Dovrà essere sempre di più la ragionevolezza del diritto – non l’ottusa forza delle armi – a costituire lo strumento privilegiato della pace. Ma il diritto potrà essere strumento privilegiato di pace solo nel contesto di una comune, condivisa legislazione internazionale. La sola che potrà nel futuro garantire a tutti i popoli della terra una sua applicazione effettiva. Nella consapevolezza che, affinché vi sia tale effettiva applicazione, sarà necessario che l’ordinamento normativo giuridico internazionale venga dotato di un potere coattivo. Di un potere, cioè, che possa far ricorso all’uso legittimo della forza per ottenere l’osservanza delle norme pattuite nell’ordinamento.

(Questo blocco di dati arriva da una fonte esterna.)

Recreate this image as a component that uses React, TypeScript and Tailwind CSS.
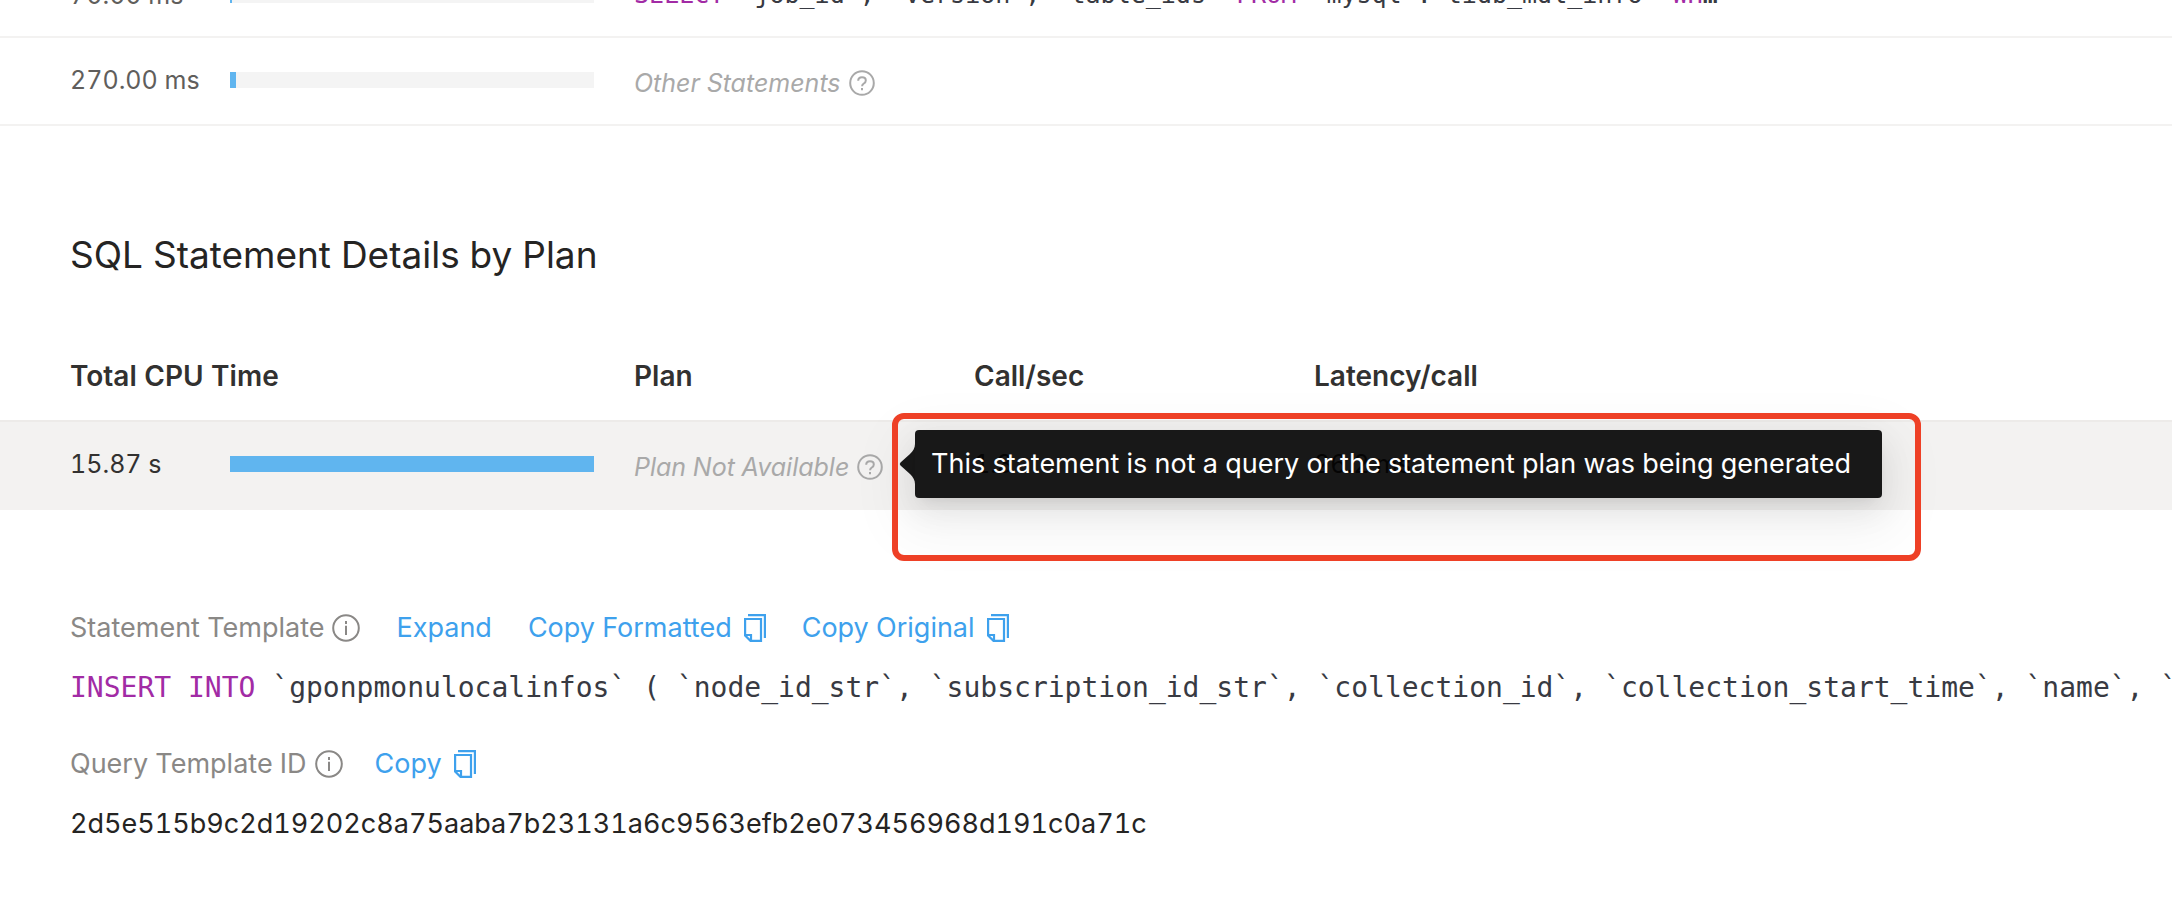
import React from 'react';

const QuestionIcon: React.FC = () => (
    <svg viewBox="0 0 26 26" className="h-[26px] w-[26px] shrink-0" fill="none" stroke="currentColor" strokeWidth="2">
        <circle cx="13" cy="13" r="11.8" />
        <path d="M9.2 10.8C9.2 8.4 10.8 7.2 13 7.2s3.8 1.2 3.8 3.2c0 1.6-.9 2.3-2 3.1-1.2.8-1.7 1.3-1.7 2.7" />
        <path d="M13 18v2.3" />
    </svg>
);

const InfoIcon: React.FC = () => (
    <svg viewBox="0 0 28 28" className="h-7 w-7 shrink-0" fill="none" stroke="currentColor" strokeWidth="2">
        <circle cx="14" cy="14" r="12.8" />
        <path d="M14 11.8v9.2" />
        <path d="M14 7v3" />
    </svg>
);

const CopyIcon: React.FC = () => (
    <svg viewBox="0 0 22 28" className="h-7 w-[22px] shrink-0" fill="none" stroke="currentColor" strokeWidth="2.2">
        <path d="M4 1.1h16.900V24" />
        <path d="M1.100 5h15.900v21.900H6.500L1.100 21.500z" />
        <path d="M1.500 21H7v6" />
    </svg>
);

const Bar: React.FC<{ percent: number }> = ({ percent }) => (
    <div className="h-4 w-[364px] bg-[#f4f4f4]">
        <div className="h-full bg-[#60b5ef]" style={{ width: `${percent}%` }} />
    </div>
);

const Keyword: React.FC<{ children: React.ReactNode }> = ({ children }) => (
    <span className="text-[#a22ba5]">{children}</span>
);

const App: React.FC = () => {
    return (
        <main className="overflow-hidden bg-white font-[Inter,sans-serif] text-[25px] leading-10 tabular-nums text-[#252423]">
            {/* Top statements */}
            <table className="-mt-11 w-full table-fixed border-separate border-spacing-0 text-[#605e5c]">
                <colgroup>
                    <col className="w-[230px]" />
                    <col className="w-[404px]" />
                    <col />
                </colgroup>
                <tbody>
                    <tr className="h-[82px]">
                        <td className="border-b-2 border-[#f3f2f1] pb-0.5 pl-[70px] whitespace-nowrap">70.00 ms</td>
                        <td className="border-b-2 border-[#f3f2f1] pb-0.5"><Bar percent={0.5} /></td>
                        <td className="border-b-2 border-[#f3f2f1] pb-0.5">
                            <code className="block w-[1090px] truncate font-['DejaVu_Sans_Mono',monospace] text-[25px] text-[#383a42]">
                                <Keyword>SELECT</Keyword> `job_id`, `version`, `table_ids` <Keyword>FROM</Keyword> `mysql`.`tidb_mdl_info` <Keyword>WHERE</Keyword> `job_id`
                            </code>
                        </td>
                    </tr>
                    <tr className="h-[88px]">
                        <td className="border-b-2 border-[#f3f2f1] pb-0.5 pl-[70px] whitespace-nowrap">270.00 ms</td>
                        <td className="border-b-2 border-[#f3f2f1] pb-0.5"><Bar percent={1.6} /></td>
                        <td className="border-b-2 border-[#f3f2f1] pt-1">
                            <span className="flex items-center gap-2 italic text-[#a9a9a9]">
                                Other Statements <QuestionIcon />
                            </span>
                        </td>
                    </tr>
                </tbody>
            </table>

            <h2 className="mt-[103px] pl-[70px] text-[37px] leading-[52px]">SQL Statement Details by Plan</h2>

            {/* Details by plan */}
            <div className="relative mt-[51px]">
                <table className="w-full table-fixed border-separate border-spacing-0 text-[#323130]">
                    <colgroup>
                        <col className="w-[230px]" />
                        <col className="w-[404px]" />
                        <col className="w-[340px]" />
                        <col className="w-[340px]" />
                        <col />
                    </colgroup>
                    <thead>
                        <tr className="h-[90px] text-left text-[28px]">
                            <th colSpan={2} className="border-b-2 border-[#edebe9] pl-[70px] font-semibold">Total CPU Time</th>
                            <th className="border-b-2 border-[#edebe9] font-semibold">Plan</th>
                            <th className="border-b-2 border-[#edebe9] font-semibold">Call/sec</th>
                            <th className="border-b-2 border-[#edebe9] font-semibold">Latency/call</th>
                        </tr>
                    </thead>
                    <tbody>
                        <tr className="h-[88px] bg-[#f3f2f1]">
                            <td className="pb-1 pl-[70px]">15.87 s</td>
                            <td className="pb-1"><Bar percent={100} /></td>
                            <td className="pt-0.5">
                                <span className="flex items-center gap-2 italic whitespace-nowrap text-[#a9a9a9]">
                                    Plan Not Available <QuestionIcon />
                                </span>
                            </td>
                            <td className="pb-1">1.3</td>
                            <td className="pb-1">26.2 ms</td>
                        </tr>
                    </tbody>
                </table>
                <div
                    role="tooltip"
                    className="absolute top-[98px] left-[915px] flex h-[68px] min-w-[967px] items-center rounded-sm bg-black/90 px-4 text-[27px] whitespace-nowrap text-white shadow-[0_6px_12px_-8px_rgba(0,0,0,0.12),0_12px_32px_rgba(0,0,0,0.08),0_18px_56px_16px_rgba(0,0,0,0.05)]"
                >
                    <svg viewBox="0 0 16 40" className="absolute top-[14px] right-full h-10 w-4" fill="black" fillOpacity="0.9">
                        <path d="M16 0v40c0-4-2-7-5-10L1.500 21.500q-1.500-1.500 0-3L11 10c3-3 5-6 5-10z" />
                    </svg>
                    This statement is not a query or the statement plan was being generated
                </div>
                <div className="absolute top-[81px] left-[892px] h-[148px] w-[1029px] rounded-xl border-[6px] border-[#ee4026]" />
            </div>

            <section className="mt-[98px] pb-14 pl-[70px] text-[27px]">
                <div className="flex items-center gap-9">
                    <span className="flex items-center gap-2 text-[#8a8886]">Statement Template <InfoIcon /></span>
                    <button className="text-[#3ea1ed]">Expand</button>
                    <button className="flex items-center gap-3 text-[#3ea1ed]">Copy Formatted <CopyIcon /></button>
                    <button className="flex items-center gap-3 text-[#3ea1ed]">Copy Original <CopyIcon /></button>
                </div>
                <code className="mt-5 block overflow-hidden font-['DejaVu_Sans_Mono',monospace] text-[28px] whitespace-nowrap text-[#383a42]">
                    <Keyword>INSERT INTO</Keyword> `gponpmonulocalinfos` ( `node_id_str`, `subscription_id_str`, `collection_id`, `collection_start_time`, `name`, `value`
                </code>
                <div className="mt-9 flex items-center gap-8">
                    <span className="flex items-center gap-2 text-[#8a8886]">Query Template ID <InfoIcon /></span>
                    <button className="flex items-center gap-3 text-[#3ea1ed]">Copy <CopyIcon /></button>
                </div>
                <p className="mt-5">2d5e515b9c2d19202c8a75aaba7b23131a6c9563efb2e073456968d191c0a71c</p>
            </section>
        </main>
    );
};

export default App;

Poiché la pace, nell’odierna complessità del mondo globalizzato, sarà sempre di più intrecciata alla sicurezza internazionale. Che va al di là della semplice e sola assenza di conflitti armati. Anche lo sviluppo – come del resto recita la stessa Carta dell’Onu – il rispetto dei diritti dell’uomo, la protezione dell’ambiente costituiscono – e costituiranno sempre di più nel futuro – invalicabili presupposti per garantire la sicurezza e la pace nel mondo.
[1] K. von Clausewitz, Della guerra, Mondadori, Milano, 1970, p. 811.
[2] Ivi, p. 819.
[3] M. Weber, La politica come professione, Armando Editore, 1997, p. 48.
[4] Platone, Leggi, I, 626.
[5] K. von Clausewitz, Della guerra, cit., p. 231.
[6] I. Kant, Per la pace perpetua, in Scritti politici e di filosofia della storia e del diritto, Utet, Torino 1965, pp. 283-335.
[7] Agostino, Le Lettere, III, 189, 6.